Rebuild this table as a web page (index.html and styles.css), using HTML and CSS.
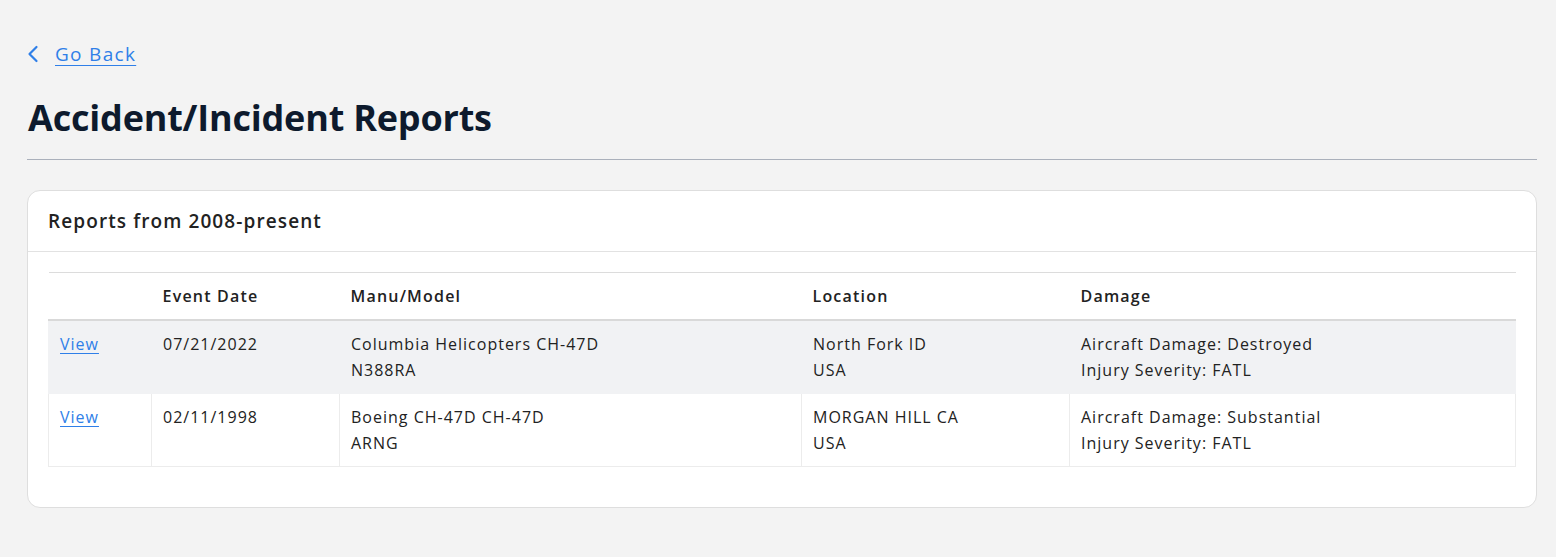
FILE: index.html
```html
<!DOCTYPE html>
<html lang="en">
<head>
<meta charset="utf-8">
<title>Accident/Incident Reports</title>
<link rel="stylesheet" href="styles.css">
</head>
<body>
<main class="page">
  <a class="back" href="#">
    <svg class="back-icon" viewBox="0 0 12 18" width="12" height="18" aria-hidden="true"><path d="M9.5 2 L2.5 9 L9.5 16" fill="none" stroke="currentColor" stroke-width="2.2" stroke-linecap="round" stroke-linejoin="round"/></svg>
    <span class="back-text">Go Back</span>
  </a>
  <h1 class="title">Accident/Incident Reports</h1>
  <hr class="rule">
  <section class="card">
    <div class="card-header">Reports from 2008-present</div>
    <div class="card-body">
      <table class="reports">
        <colgroup>
          <col class="c1"><col class="c2"><col class="c3"><col class="c4"><col class="c5">
        </colgroup>
        <thead>
          <tr><th></th><th>Event Date</th><th>Manu/Model</th><th>Location</th><th>Damage</th></tr>
        </thead>
        <tbody>
          <tr class="striped">
            <td><a href="#" class="view">View</a></td>
            <td>07/21/2022</td>
            <td>Columbia Helicopters CH-47D<br>N388RA</td>
            <td>North Fork ID<br>USA</td>
            <td>Aircraft Damage: Destroyed<br>Injury Severity: FATL</td>
          </tr>
          <tr>
            <td><a href="#" class="view">View</a></td>
            <td>02/11/1998</td>
            <td>Boeing CH-47D CH-47D<br>ARNG</td>
            <td>MORGAN HILL CA<br>USA</td>
            <td>Aircraft Damage: Substantial<br>Injury Severity: FATL</td>
          </tr>
        </tbody>
      </table>
    </div>
  </section>
</main>
</body>
</html>
```
FILE: styles.css
```css
html, body {
  margin: 0;
  padding: 0;
  background: #f3f3f3;
}
body {
  font-family: "Open Sans", "Noto Sans", "Liberation Sans", sans-serif;
  color: #222;
}
.page {
  padding: 40px 19px 0 27px;
}
.back {
  display: inline-flex;
  align-items: center;
  gap: 16px;
  color: #2f7fe8;
  text-decoration: none;
  font-size: 19px;
  line-height: 28px;
  letter-spacing: 1.3px;
}
.back-icon {
  display: block;
}
.back-text {
  text-decoration: underline;
  text-underline-offset: 4px;
  text-decoration-thickness: 1px;
}
.title {
  margin: 25px 0 0 1px;
  font-size: 36px;
  line-height: 50px;
  font-weight: 700;
  color: #0d1a2d;
  letter-spacing: -0.2px;
}
.rule {
  margin: 16px 0 30px 0;
  border: 0;
  border-top: 1px solid #aab0bb;
  height: 0;
}
.card {
  background: #fff;
  border: 1px solid #dedede;
  border-radius: 13px;
  width: 1508px;
}
.card-header {
  padding: 17px 20px 16px;
  font-size: 19px;
  line-height: 27px;
  font-weight: 600;
  letter-spacing: 1.1px;
  color: #222;
  border-bottom: 1px solid #e2e2e2;
}
.card-body {
  padding: 20px 20px 40px;
}
.reports {
  width: 100%;
  border-collapse: collapse;
  font-size: 16px;
  line-height: 26px;
  letter-spacing: 1px;
  border-top: 1px solid #dcdcdc;
}
.c1 { width: 103px; }
.c2 { width: 188px; }
.c3 { width: 462px; }
.c4 { width: 268px; }
.reports th {
  text-align: left;
  font-weight: 600;
  letter-spacing: 1.2px;
  padding: 10px 11px 10px;
  border-bottom: 2px solid #d9d9d9;
  color: #222;
}
.reports td {
  vertical-align: top;
  padding: 10px 11px 10px;
  border: 1px solid #ececec;
  border-top: 0;
}
.reports .striped td {
  background: #f1f2f4;
  border-left-color: #f1f2f4;
  border-right-color: #f1f2f4;
  border-bottom-color: #f1f2f4;
}
.view {
  color: #2f7fe8;
  text-decoration: underline;
  text-underline-offset: 3px;
}
```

####

GIVEN EXERCISE:
Quote the preceding listing precisely and completely, omitting its images.

OUTPUT FOR THIS EXERCISE:
Rebuild this table as a web page (index.html and styles.css), using HTML and CSS.
FILE: index.html
```html
<!DOCTYPE html>
<html lang="en">
<head>
<meta charset="utf-8">
<title>Accident/Incident Reports</title>
<link rel="stylesheet" href="styles.css">
</head>
<body>
<main class="page">
  <a class="back" href="#">
    <svg class="back-icon" viewBox="0 0 12 18" width="12" height="18" aria-hidden="true"><path d="M9.5 2 L2.5 9 L9.5 16" fill="none" stroke="currentColor" stroke-width="2.2" stroke-linecap="round" stroke-linejoin="round"/></svg>
    <span class="back-text">Go Back</span>
  </a>
  <h1 class="title">Accident/Incident Reports</h1>
  <hr class="rule">
  <section class="card">
    <div class="card-header">Reports from 2008-present</div>
    <div class="card-body">
      <table class="reports">
        <colgroup>
          <col class="c1"><col class="c2"><col class="c3"><col class="c4"><col class="c5">
        </colgroup>
        <thead>
          <tr><th></th><th>Event Date</th><th>Manu/Model</th><th>Location</th><th>Damage</th></tr>
        </thead>
        <tbody>
          <tr class="striped">
            <td><a href="#" class="view">View</a></td>
            <td>07/21/2022</td>
            <td>Columbia Helicopters CH-47D<br>N388RA</td>
            <td>North Fork ID<br>USA</td>
            <td>Aircraft Damage: Destroyed<br>Injury Severity: FATL</td>
          </tr>
          <tr>
            <td><a href="#" class="view">View</a></td>
            <td>02/11/1998</td>
            <td>Boeing CH-47D CH-47D<br>ARNG</td>
            <td>MORGAN HILL CA<br>USA</td>
            <td>Aircraft Damage: Substantial<br>Injury Severity: FATL</td>
          </tr>
        </tbody>
      </table>
    </div>
  </section>
</main>
</body>
</html>
```
FILE: styles.css
```css
html, body {
  margin: 0;
  padding: 0;
  background: #f3f3f3;
}
body {
  font-family: "Open Sans", "Noto Sans", "Liberation Sans", sans-serif;
  color: #222;
}
.page {
  padding: 40px 19px 0 27px;
}
.back {
  display: inline-flex;
  align-items: center;
  gap: 16px;
  color: #2f7fe8;
  text-decoration: none;
  font-size: 19px;
  line-height: 28px;
  letter-spacing: 1.3px;
}
.back-icon {
  display: block;
}
.back-text {
  text-decoration: underline;
  text-underline-offset: 4px;
  text-decoration-thickness: 1px;
}
.title {
  margin: 25px 0 0 1px;
  font-size: 36px;
  line-height: 50px;
  font-weight: 700;
  color: #0d1a2d;
  letter-spacing: -0.2px;
}
.rule {
  margin: 16px 0 30px 0;
  border: 0;
  border-top: 1px solid #aab0bb;
  height: 0;
}
.card {
  background: #fff;
  border: 1px solid #dedede;
  border-radius: 13px;
  width: 1508px;
}
.card-header {
  padding: 17px 20px 16px;
  font-size: 19px;
  line-height: 27px;
  font-weight: 600;
  letter-spacing: 1.1px;
  color: #222;
  border-bottom: 1px solid #e2e2e2;
}
.card-body {
  padding: 20px 20px 40px;
}
.reports {
  width: 100%;
  border-collapse: collapse;
  font-size: 16px;
  line-height: 26px;
  letter-spacing: 1px;
  border-top: 1px solid #dcdcdc;
}
.c1 { width: 103px; }
.c2 { width: 188px; }
.c3 { width: 462px; }
.c4 { width: 268px; }
.reports th {
  text-align: left;
  font-weight: 600;
  letter-spacing: 1.2px;
  padding: 10px 11px 10px;
  border-bottom: 2px solid #d9d9d9;
  color: #222;
}
.reports td {
  vertical-align: top;
  padding: 10px 11px 10px;
  border: 1px solid #ececec;
  border-top: 0;
}
.reports .striped td {
  background: #f1f2f4;
  border-left-color: #f1f2f4;
  border-right-color: #f1f2f4;
  border-bottom-color: #f1f2f4;
}
.view {
  color: #2f7fe8;
  text-decoration: underline;
  text-underline-offset: 3px;
}
```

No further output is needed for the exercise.